I get that lab-grown meat probably isn't going to be competitive with regular meat in the immediate future, but it should be an option for people who want it. And some day it could solve several environmental problems and health problems caused by more traditional ranching and factory-farming.

Meanwhile meat keeps getting more expensive as the supply isn't keeping up with demand. If we're going to slap tariffs on imported beef, perhaps lab grown meat might alleviate the price pressure a bit. I don't think there's anyone in the White House beyond Scott Bessent who has the ability to see economics beyond the next month or two, and he's more of a finance guy than a macro econ expert.
 
I get that lab-grown meat probably isn't going to be competitive with regular meat in the immediate future, but it should be an option for people who want it. And some day it could solve several environmental problems and health problems caused by more traditional ranching and factory-farming.
There's a tumor virus long studied by cancer researchers called SV40 because it was the 40th virus isolated from the monkey kidney cells used to make the first polio vaccines. I'm not saying vaccines are dangerous, because long effort has been made to work these problems out. (Also, the mRNA version and all non-live vaccines are much less 'wild') But when you get into cell culture, you're back in that kind of environment. You have a bunch of more or less DEFENSELESS mammalian cells growing in a massive system, and who knows what is in there with them? I don't actually advocate for a total ban like this, but the level of informed consent I'd like to see before someone tries the product would be so burdensome as to have almost the same impact.
 
Willfull ignorance is almost certainly contagious.
 
There's a tumor virus long studied by cancer researchers called SV40 because it was the 40th virus isolated from the monkey kidney cells used to make the first polio vaccines. I'm not saying vaccines are dangerous, because long effort has been made to work these problems out. (Also, the mRNA version and all non-live vaccines are much less 'wild') But when you get into cell culture, you're back in that kind of environment. You have a bunch of more or less DEFENSELESS mammalian cells growing in a massive system, and who knows what is in there with them? I don't actually advocate for a total ban like this, but the level of informed consent I'd like to see before someone tries the product would be so burdensome as to have almost the same impact.
Why should we take your word for it over the FDA? Honest question
 
Why can't consumers decide for themselves? Who are you to outlaw what other people can put into their own body?

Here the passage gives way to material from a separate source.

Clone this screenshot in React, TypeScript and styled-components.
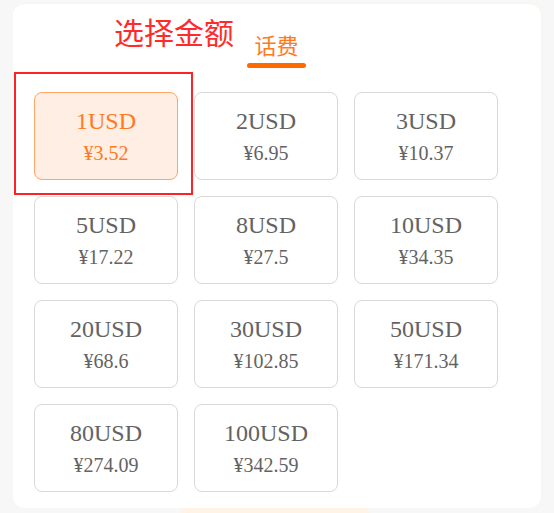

They can. They dont have to buy the real beef. Then they put the cattle ranchers out of business. Right?

Are you saying that the cattle ranchers cant organize and block the sale of fake beef? Why cant they?

And you know from prior conversations I dont care who puts what in their bodies and am against things like making drugs illegal...so your kneejerk retort fails. Now...why cant the ranchers organize to create a better market for their business?